- Leader: ‘Uliti Uata
- Founded: 1970s (informal) 1992 (formal)

= Human Rights and Democracy Movement =

The Human Rights and Democracy Movement (HRDM) is a political party in Tonga. Its leader is Uliti Uata. It states its ideology to be democracy, social justice, opposition to corruption, and women's rights.

The HRDM was founded in the late 1970s as an informal group of Tongans interested in democratic reform. It was formalised in 1992 as the Pro-Democracy Movement, and contested several elections under that name. In October 1998, it changed its name to the Human Rights and Democracy Movement.

In November 1992 the then-Pro-Democracy Movement held a constitutional convention which discussed the structure and history of the Constitution of Tonga and compared it to arrangements overseas. A follow-up convention was held in 1999, but this was less successful.

At the 1999 elections, candidates aligned with the HRDM gained five seats in the Legislative Assembly of Tonga.

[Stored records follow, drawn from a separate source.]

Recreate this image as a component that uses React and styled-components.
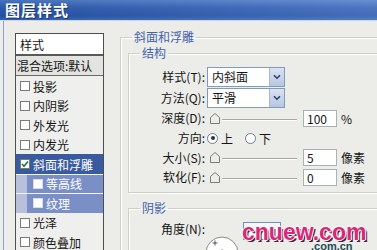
import styled, { createGlobalStyle } from 'styled-components'

const GlobalStyle = createGlobalStyle`
  html, body {
    margin: 0;
    padding: 0;
    background: #ecece8;
    overflow: hidden;
  }
  body {
    font-family: 'Noto Sans CJK SC', 'Noto Sans', sans-serif;
    font-size: 12px;
    color: #151515;
  }
`

const Window = styled.div`
  position: relative;
  width: 377px;
  height: 250px;
  overflow: hidden;
  display: flex;
  flex-direction: column;
  background: #ecece8;
`

const TitleBar = styled.div`
  height: 20px;
  flex: none;
  display: flex;
  align-items: center;
  padding-left: 5px;
  background:
    linear-gradient(to right, rgba(0, 0, 0, 0.08), rgba(255, 255, 255, 0.14)),
    linear-gradient(to bottom, #4f7dcb 0%, #2e5eb5 40%, #2455ac 80%, #3a68ba 100%);
  border-bottom: 1px solid #c9d4e8;
`

const TitleText = styled.span`
  color: #fff;
  font-size: 15px;
  font-weight: 700;
  letter-spacing: 1px;
  line-height: 18px;
  text-shadow: 1px 1px 0 #1b366f;
`

const Body = styled.div`
  flex: 1;
  min-height: 0;
  display: flex;
  align-items: flex-start;
  margin-left: 3px;
  border-left: 1px solid #8aa2cc;
  padding: 8px 0 0 11px;
`

/* ---------- left style list ---------- */

const List = styled.div`
  flex: none;
  width: 89px;
  height: 230px;
  margin-top: 4px;
  box-sizing: border-box;
  border: 1px solid #4e4e4e;
  border-bottom: none;
  background: #efefed;
  overflow: hidden;
`

const ListHeader = styled.div`
  height: 20px;
  display: flex;
  align-items: center;
  padding-left: 4px;
  background: #fff;
  border-bottom: 2px solid #595959;
`

const BlendRow = styled.div`
  height: 19px;
  display: flex;
  align-items: center;
  padding-left: 1px;
  background: #e3e3e0;
  border-bottom: 1px solid #6a6a6a;
  white-space: nowrap;
`

const itemBackground = {
  plain: '#efefed',
  selected: '#3a5a9f',
  sub: 'linear-gradient(to right, #b8c1dc 11px, #7a8fc6 11px)',
}

const Item = styled.div`
  height: 19.5px;
  box-sizing: border-box;
  display: flex;
  align-items: center;
  padding-left: ${p => (p.$kind === 'sub' ? 17 : 4)}px;
  background: ${p => itemBackground[p.$kind]};
  color: ${p => (p.$kind === 'plain' ? '#151515' : '#fff')};
  border-top: 1px solid ${p => (p.$kind === 'sub' ? '#f4f5fa' : 'transparent')};
  white-space: nowrap;
`

const Box = styled.span`
  flex: none;
  width: 10px;
  height: 10px;
  box-sizing: border-box;
  margin-right: 3px;
  border: 1px solid ${p => (p.$light ? '#d8dcea' : '#7a7a7a')};
  background: #fff;
  display: flex;
  align-items: center;
  justify-content: center;
`

const Check = ({ checked, light }) => (
  <Box $light={light}>
    {checked && (
      <svg width="8" height="8" viewBox="0 0 8 8">
        <path d="M1 4 L3 6.2 L7 1.5" fill="none" stroke="#1f7a2e" strokeWidth="1.6" />
      </svg>
    )}
  </Box>
)

/* ---------- right panel ---------- */

const RightPane = styled.div`
  flex: none;
  margin-left: 16px;
`

const Group = styled.fieldset`
  margin: ${p => p.$margin || '0'};
  padding: ${p => p.$padding || '0'};
  width: ${p => p.$width}px;
  height: ${p => (p.$height ? `${p.$height}px` : 'auto')};
  min-width: 0;
  border: 1px solid #cfcfc6;
  box-shadow: inset 1px 1px 0 #fff, 1px 1px 0 #fff;
`

const Legend = styled.legend`
  margin-left: ${p => p.$offset}px;
  padding: 0 2px;
  color: #4262ad;
  font-size: 12px;
  line-height: 16px;
`

const Row = styled.div`
  height: ${p => p.$h || 20}px;
  margin-top: ${p => p.$gap || 0}px;
  display: flex;
  align-items: ${p => p.$align || 'center'};
`

const Label = styled.span`
  flex: none;
  width: 76px;
  text-align: right;
  white-space: nowrap;
  line-height: 20px;
`

const Select = styled.div`
  margin-left: 2px;
  width: 78px;
  height: 20px;
  box-sizing: border-box;
  display: flex;
  border: 1px solid #7f9db9;
  background: #fff;
`

const SelectText = styled.span`
  flex: 1;
  padding-left: 4px;
  line-height: 18px;
`

const DropButton = styled.span`
  width: 14px;
  display: flex;
  align-items: center;
  justify-content: center;
  border-left: 1px solid #a9b7d2;
  background: linear-gradient(to bottom, #dbe3f2, #b7c6e2);
`

const Chevron = () => (
  <svg width="8" height="6" viewBox="0 0 8 6">
    <path d="M1 1.2 L4 4.2 L7 1.2" fill="none" stroke="#2a3f6c" strokeWidth="1.6" />
  </svg>
)

const Slider = styled.div`
  margin-left: 2px;
  width: 90px;
  padding-left: 3px;
  box-sizing: border-box;
  display: flex;
  align-items: center;
`

const Track = styled.span`
  flex: 1;
  height: 0;
  margin-left: 2px;
  margin-top: 3px;
  border-top: 1px solid #a9a9a2;
  border-bottom: 1px solid #fff;
`

const Knob = () => (
  <svg width="10" height="11" viewBox="0 0 10 11">
    <path d="M5 0.5 L9.5 4.5 L9.5 10.5 L0.5 10.5 L0.5 4.5 Z" fill="#ededea" stroke="#7a7a76" />
  </svg>
)

const NumberBox = styled.span`
  margin-left: 6px;
  width: 34px;
  height: 17px;
  box-sizing: border-box;
  padding-left: 3px;
  border: 1px solid #a9b0ba;
  background: #fff;
  line-height: 15px;
`

const Unit = styled.span`
  margin-left: 4px;
`

const RadioDot = styled.span`
  flex: none;
  width: 11px;
  height: 11px;
  box-sizing: border-box;
  margin-left: ${p => p.$gap || 0}px;
  margin-right: 3px;
  border-radius: 50%;
  border: 1px solid #6b7c95;
  background: #fff;
  display: flex;
  align-items: center;
  justify-content: center;

  &::after {
    content: '';
    display: ${p => (p.$on ? 'block' : 'none')};
    width: 4px;
    height: 4px;
    border-radius: 50%;
    background: #333;
  }
`

const Dial = styled.svg`
  flex: none;
  margin-top: 17px;
`

const AngleBox = styled.span`
  flex: none;
  margin: 3px 0 0 4px;
  width: 38px;
  height: 18px;
  box-sizing: border-box;
  border: 1px solid #6f8fbf;
  background: #f6f8fc;
`

/* ---------- watermark (overlaid logo) ---------- */

const Watermark = styled.div`
  position: absolute;
  left: 241px;
  top: 224px;
  width: 136px;
  height: 26px;
  pointer-events: none;
  font-family: 'Liberation Sans', sans-serif;
  font-weight: 700;
`

const MarkMain = styled.div`
  height: 17px;
  padding-left: 1px;
  font-size: 23px;
  line-height: 17px;
  color: #d8287a;
  text-shadow:
    1px 0 0 #fff, -1px 0 0 #fff, 0 1px 0 #fff, 0 -1px 0 #fff,
    2px 2px 0 #4a1c30;
  white-space: nowrap;
`

const MarkSub = styled.div`
  margin: 1px 0 0 70px;
  font-size: 11px;
  line-height: 8px;
  color: #1f4a56;
  white-space: nowrap;
`

const items = [
  { text: '投影', kind: 'plain' },
  { text: '内阴影', kind: 'plain' },
  { text: '外发光', kind: 'plain' },
  { text: '内发光', kind: 'plain' },
  { text: '斜面和浮雕', kind: 'selected', checked: true },
  { text: '等高线', kind: 'sub' },
  { text: '纹理', kind: 'sub' },
  { text: '光泽', kind: 'plain' },
  { text: '颜色叠加', kind: 'plain' },
]

export default function App() {
  return (
    <Window>
      <GlobalStyle />
      <TitleBar>
        <TitleText>图层样式</TitleText>
      </TitleBar>
      <Body>
        <List>
          <ListHeader>样式</ListHeader>
          <BlendRow>混合选项:默认</BlendRow>
          {items.map(item => (
            <Item key={item.text} $kind={item.kind}>
              <Check checked={item.checked} light={item.kind === 'sub'} />
              {item.text}
            </Item>
          ))}
        </List>

        <RightPane>
          <Group $padding="0 0 0 7px" $width={300} $height={260}>
            <Legend $offset={4}>斜面和浮雕</Legend>

            <Group $padding="6px 0 5px 0" $width={290}>
              <Legend $offset={11}>结构</Legend>
              <Row>
                <Label>样式(T):</Label>
                <Select>
                  <SelectText>内斜面</SelectText>
                  <DropButton><Chevron /></DropButton>
                </Select>
              </Row>
              <Row $gap={1}>
                <Label>方法(Q):</Label>
                <Select>
                  <SelectText>平滑</SelectText>
                  <DropButton><Chevron /></DropButton>
                </Select>
              </Row>
              <Row>
                <Label>深度(D):</Label>
                <Slider><Knob /><Track /></Slider>
                <NumberBox>100</NumberBox>
                <Unit>%</Unit>
              </Row>
              <Row>
                <Label>方向:</Label>
                <RadioDot $on $gap={2} />上
                <RadioDot $gap={12} />下
              </Row>
              <Row $h={19}>
                <Label>大小(S):</Label>
                <Slider><Knob /><Track /></Slider>
                <NumberBox>5</NumberBox>
                <Unit>像素</Unit>
              </Row>
              <Row>
                <Label>软化(F):</Label>
                <Slider><Knob /><Track /></Slider>
                <NumberBox>0</NumberBox>
                <Unit>像素</Unit>
              </Row>
            </Group>

            <Group $margin="7px 0 0 0" $padding="3px 0 0 0" $width={290} $height={80}>
              <Legend $offset={11}>阴影</Legend>
              <Row $h={60} $align="flex-start">
                <Label>角度(N):</Label>
                <Dial width="34" height="34" viewBox="0 0 34 34">
                  <circle cx="17" cy="17" r="16" fill="#fff" stroke="#8a8a86" />
                  <path d="M10 4.5 V9.5 M7.5 7 H12.5" stroke="#333" strokeWidth="0.8" />
                  <circle cx="17" cy="15" r="1.4" fill="#222" />
                </Dial>
                <AngleBox />
              </Row>
            </Group>
          </Group>
        </RightPane>
      </Body>

      <Watermark>
        <MarkMain>cnuew.com</MarkMain>
        <MarkSub>.com.cn</MarkSub>
      </Watermark>
    </Window>
  )
}
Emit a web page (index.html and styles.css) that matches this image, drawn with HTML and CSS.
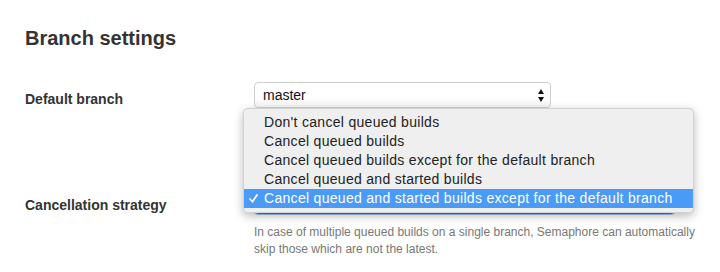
FILE: index.html
```html
<!DOCTYPE html>
<html lang="en">
<head>
<meta charset="utf-8">
<title>Branch settings</title>
<link rel="stylesheet" href="styles.css">
</head>
<body>
<main class="page">
  <h2 class="title">Branch settings</h2>
  <div class="field field-branch">
    <label class="label">Default branch</label>
    <div class="control">
      <div class="select select-branch">
        <span class="select-value">master</span>
        <svg class="select-arrows" width="6" height="13" viewBox="0 0 6 13" aria-hidden="true">
          <path d="M3 0 L6 5 L0 5 Z" fill="#111"/>
          <path d="M0 8 L6 8 L3 13 Z" fill="#111"/>
        </svg>
      </div>
    </div>
  </div>
  <div class="field field-cancel">
    <label class="label">Cancellation strategy</label>
    <div class="control">
      <div class="select select-cancel" aria-label="Cancel queued and started builds except for the default branch"></div>
      <p class="help">In case of multiple queued builds on a single branch, Semaphore can automatically skip those which are not the latest.</p>
    </div>
  </div>
</main>
<ul class="menu">
  <li class="menu-item">Don't cancel queued builds</li>
  <li class="menu-item">Cancel queued builds</li>
  <li class="menu-item">Cancel queued builds except for the default branch</li>
  <li class="menu-item">Cancel queued and started builds</li>
  <li class="menu-item is-selected"><svg class="check" width="9" height="9" viewBox="0 0 9 9" aria-hidden="true"><path d="M1 5 L3.5 7.8 L8 1" fill="none" stroke="#fff" stroke-width="1.7" stroke-linecap="round" stroke-linejoin="round"/></svg>Cancel queued and started builds except for the default branch</li>
</ul>
</body>
</html>
```
FILE: styles.css
```css
* { box-sizing: border-box; }
html, body { margin: 0; padding: 0; background: #fff; }
body {
  position: relative;
  width: 720px;
  height: 272px;
  overflow: hidden;
  font-family: "Liberation Sans", Arial, sans-serif;
  color: #333;
}
.page {
  padding: 26px 25px 0 25px;
}
.title {
  margin: 0;
  font-size: 20px;
  line-height: 24px;
  font-weight: bold;
  color: #333;
}
.field {
  display: grid;
  grid-template-columns: 229px 1fr;
  align-items: start;
}
.field-branch { margin-top: 32px; }
.field-cancel { margin-top: 76px; }
.label {
  font-size: 14px;
  font-weight: bold;
  line-height: 26px;
  padding-top: 4px;
  color: #333;
}
.select {
  position: relative;
  height: 26px;
  border: 1px solid #cfcfcf;
  border-radius: 4px;
  background: linear-gradient(#fff 0%, #fff 50%, #f5f5f5 100%);
  font-size: 14px;
  line-height: 24px;
  padding-left: 8px;
  color: #111;
  display: flex;
  align-items: center;
}
.select-branch { width: 297px; }
.select-cancel {
  width: 421px;
  border-color: #3f7fcf;
  box-shadow: 0 0 0 1px #9cc4ef;
}
.select-value { flex: 1; white-space: nowrap; overflow: hidden; }
.select-arrows { margin-right: 6px; margin-top: 1px; }
.help {
  margin: 10px 0 0 0;
  width: 455px;
  font-size: 12px;
  line-height: 17px;
  color: #777;
}
.menu {
  position: absolute;
  left: 243px;
  top: 108px;
  width: 451px;
  margin: 0;
  padding: 4px 0;
  list-style: none;
  background: #efefef;
  border: 1px solid rgba(0,0,0,0.12);
  border-radius: 5px;
  box-shadow: 0 3px 10px rgba(0,0,0,0.28);
}
.menu-item {
  position: relative;
  height: 19px;
  line-height: 19px;
  padding-left: 20px;
  font-size: 14px;
  letter-spacing: 0.3px;
  color: #222;
  white-space: nowrap;
}
.menu-item.is-selected {
  background: #4a9af8;
  color: #fff;
}
.check {
  position: absolute;
  left: 5px;
  top: 5px;
}
```
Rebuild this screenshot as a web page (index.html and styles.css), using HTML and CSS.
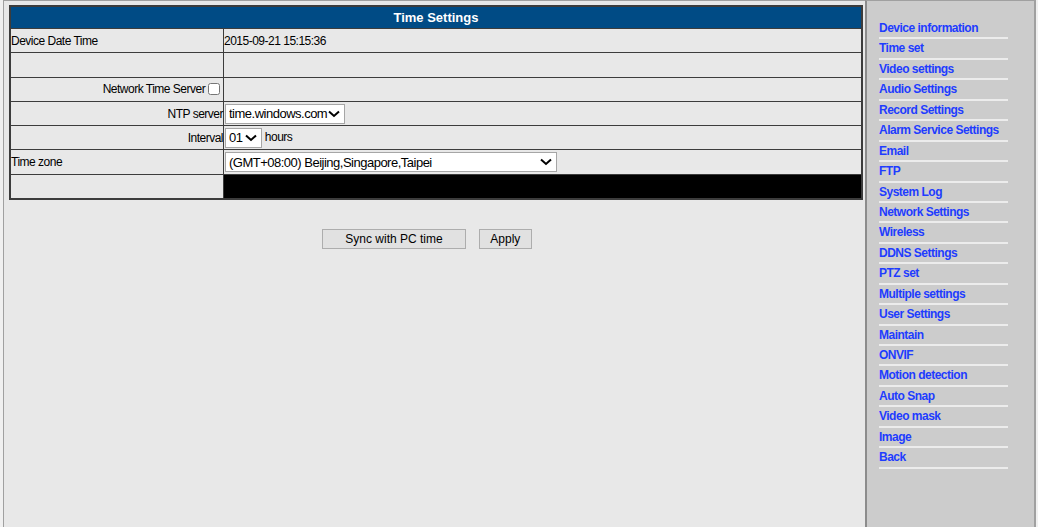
FILE: index.html
```html
<!DOCTYPE html>
<html>
<head>
	<title>Time Settings</title>
	<link rel="stylesheet" href="styles.css">
</head>
<body>
	<div class="frames">
		<div class="main">
			<table class="settings">
				<tr><th colspan="2">Time Settings</th></tr>
				<tr>
					<td class="label">Device Date Time</td>
					<td>2015-09-21 15:15:36</td>
				</tr>
				<tr><td class="label"></td><td></td></tr>
				<tr>
					<td class="label right">Network Time Server <input type="checkbox" class="check"></td>
					<td></td>
				</tr>
				<tr>
					<td class="label right">NTP server</td>
					<td>
						<select class="ntp">
							<option>time.windows.com</option>
							<option>time.nist.gov</option>
							<option>pool.ntp.org</option>
						</select>
					</td>
				</tr>
				<tr>
					<td class="label right">Interval</td>
					<td>
						<select class="interval"><option>01</option><option>02</option><option>12</option></select>
						hours
					</td>
				</tr>
				<tr>
					<td class="label">Time zone</td>
					<td>
						<select class="zone">
							<option>(GMT+08:00) Beijing,Singapore,Taipei</option>
						</select>
					</td>
				</tr>
				<tr><td class="label"></td><td class="black"></td></tr>
			</table>
			<div class="buttons">
				<button class="btn sync">Sync with PC time</button>
				<button class="btn apply">Apply</button>
			</div>
		</div>
		<div class="menu">
			<a href="#">Device information</a>
			<a href="#">Time set</a>
			<a href="#">Video settings</a>
			<a href="#">Audio Settings</a>
			<a href="#">Record Settings</a>
			<a href="#">Alarm Service Settings</a>
			<a href="#">Email</a>
			<a href="#">FTP</a>
			<a href="#">System Log</a>
			<a href="#">Network Settings</a>
			<a href="#">Wireless</a>
			<a href="#">DDNS Settings</a>
			<a href="#">PTZ set</a>
			<a href="#">Multiple settings</a>
			<a href="#">User Settings</a>
			<a href="#">Maintain</a>
			<a href="#">ONVIF</a>
			<a href="#">Motion detection</a>
			<a href="#">Auto Snap</a>
			<a href="#">Video mask</a>
			<a href="#">Image</a>
			<a href="#">Back</a>
		</div>
	</div>
</body>
</html>
```
FILE: styles.css
```css
html, body { margin: 0; padding: 0; }
body { background: #f0f0f0; font-family: "Liberation Sans", Arial, sans-serif; font-size: 12px; letter-spacing: -0.5px; color: #000; }

.frames { display: flex; height: 527px; padding-left: 3px; box-sizing: border-box; }
.main { width: 862px; background: #e8e8e8; border-left: 1px solid #a0a0a0; border-top: 1px solid #a0a0a0; padding: 4px 0 0 5px; box-sizing: border-box; }
.menu { width: 171px; background: #cccccc; border-left: 2px solid #8c8c8c; border-top: 1px solid #a0a0a0; border-right: 2px solid #a0a0a0; padding: 18px 0 0 12px; box-sizing: border-box; }

/* table */
.settings { width: 854px; border-collapse: collapse; border: 2px solid #3c3c3c; }
.settings th { background: #004b85; color: #fff; font-size: 13px; font-weight: bold; letter-spacing: 0; height: 21px; padding: 0; border: 1px solid #3c3c3c; }
.settings td { height: 23.3px; padding: 0; border: 1px solid #3c3c3c; white-space: nowrap; }
.settings td.label { width: 212px; }
.settings td.right { text-align: right; }
.settings td.black { background: #000; }
.check { width: 12px; height: 12px; margin: 0 3px 0 0; vertical-align: -2px; }

select {
	-webkit-appearance: none; appearance: none;
	font-family: "Liberation Sans", Arial, sans-serif; font-size: 13px; letter-spacing: -0.5px;
	height: 20px; border: 1px solid #a6a6a6; border-radius: 0; padding: 0 16px 0 3px; margin: 0 0 0 1px; vertical-align: middle;
	background: #fff url("data:image/svg+xml;utf8,<svg xmlns='http://www.w3.org/2000/svg' width='12' height='8'><path d='M1 1.5 L6 6 L11 1.5' fill='none' stroke='%23000' stroke-width='2'/></svg>") no-repeat right 4px center;
}
.ntp { width: 120px; }
.interval { width: 37px; }
.zone { width: 332px; }

/* buttons */
.buttons { padding: 29px 0 0 313px; }
.btn { font-family: "Liberation Sans", Arial, sans-serif; font-size: 12px; letter-spacing: 0; height: 20px; background: #e1e1e1; border: 1px solid #adadad; padding: 0; margin: 0; }
.sync { width: 144px; }
.apply { width: 53px; margin-left: 10px; }

/* menu */
.menu a { display: block; width: 129px; line-height: 18.43px; border-bottom: 2px solid #ececec; color: #1e3cff; font-weight: bold; text-decoration: none; white-space: nowrap; }
```
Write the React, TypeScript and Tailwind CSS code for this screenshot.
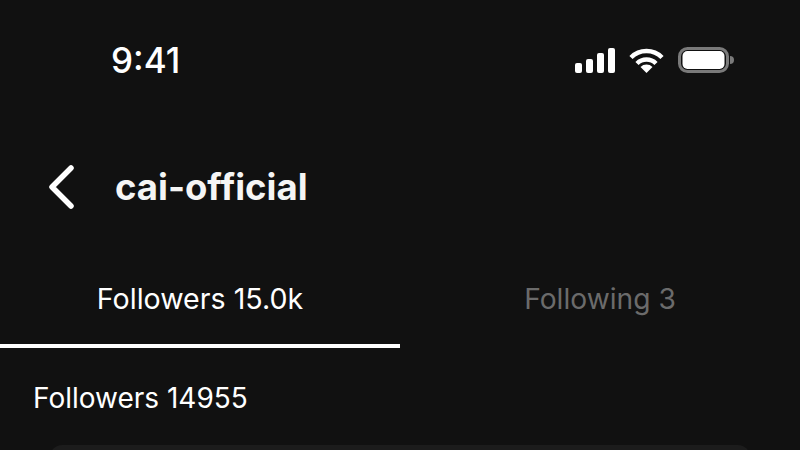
export default function App() {
  return (
    <div className="w-[800px] h-[450px] overflow-hidden bg-[#111111] text-white font-['Inter',sans-serif]">
      {/* status bar */}
      <div className="h-[120px] pl-[111px] pr-[66px] flex items-center justify-between">
        <span className="text-[35px] font-medium">9:41</span>
        <div className="flex items-center gap-[14px]">
          <svg width="40" height="25" viewBox="0 0 40 25" fill="white">
            <rect x="0" y="15" width="7" height="10" rx="2" />
            <rect x="11" y="11" width="7" height="14" rx="2" />
            <rect x="22" y="5" width="7" height="20" rx="2" />
            <rect x="33" y="0" width="7" height="25" rx="2" />
          </svg>
          <svg width="35" height="25" viewBox="0 0 35 25" fill="none" stroke="white" strokeWidth="4.5">
            <path d="M2 9.5a22 22 0 0 1 31 0" />
            <path d="M8 15.5a13.5 13.5 0 0 1 19 0" />
            <path d="M17.5 25l-6-6a8.5 8.5 0 0 1 12 0z" fill="white" stroke="none" />
          </svg>
          <svg width="56" height="26" viewBox="0 0 56 26" fill="none">
            <rect x="1.5" y="1.5" width="48" height="23" rx="8" stroke="#7a7a7a" strokeWidth="3" />
            <rect x="4.5" y="4" width="42" height="18" rx="5" fill="white" />
            <path d="M52 9a4 4 0 0 1 0 8z" fill="#7a7a7a" />
          </svg>
        </div>
      </div>
      {/* header */}
      <div className="h-[134px] flex items-center pl-[47px] gap-[38px]">
        <svg width="30" height="44" viewBox="0 0 30 44" fill="none" stroke="white" strokeWidth="5.5" strokeLinecap="round" strokeLinejoin="round">
          <path d="M24 3 L5 22 L24 41" />
        </svg>
        <h1 className="text-[36.5px] font-bold text-[#f5f5f5]">cai-official</h1>
      </div>
      {/* tabs */}
      <div className="flex">
        <div className="w-[400px] h-[94px] flex items-center justify-center text-[28.6px] border-b-4 border-white">Followers 15.0k</div>
        <div className="w-[400px] h-[94px] flex items-center justify-center text-[28.2px] pb-1 text-[#6b6b6b]">Following 3</div>
      </div>
      <div className="pl-[33px] pt-[29px] text-[28px]">Followers 14955</div>
      {/* top of the first follower card, cut off by the viewport */}
      <div className="mx-[50px] mt-[26px] h-[60px] rounded-[12px] bg-[#1c1c1c]" />
    </div>
  );
}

The results were a disappointment for the HRDM, which had expected to win at least seven seats.

At the 2002 elections, supporters of the HRDM won seven of the nine seats reserved for commoners. At the 2005 elections they also won seven seats, and following the election HRDM-aligned People's Representatives Feleti Sevele and Sione Haukinima were appointed to Cabinet. Sevele later became the first commoner to serve as Prime Minister of Tonga.

At the 2008 elections, the HRDM won only 4 seats.

In the leadup to the 2010 elections several members of the HRDM, including longstanding MP 'Akilisi Pohiva founded the Democratic Party of the Friendly Islands as an explicit electoral vehicle.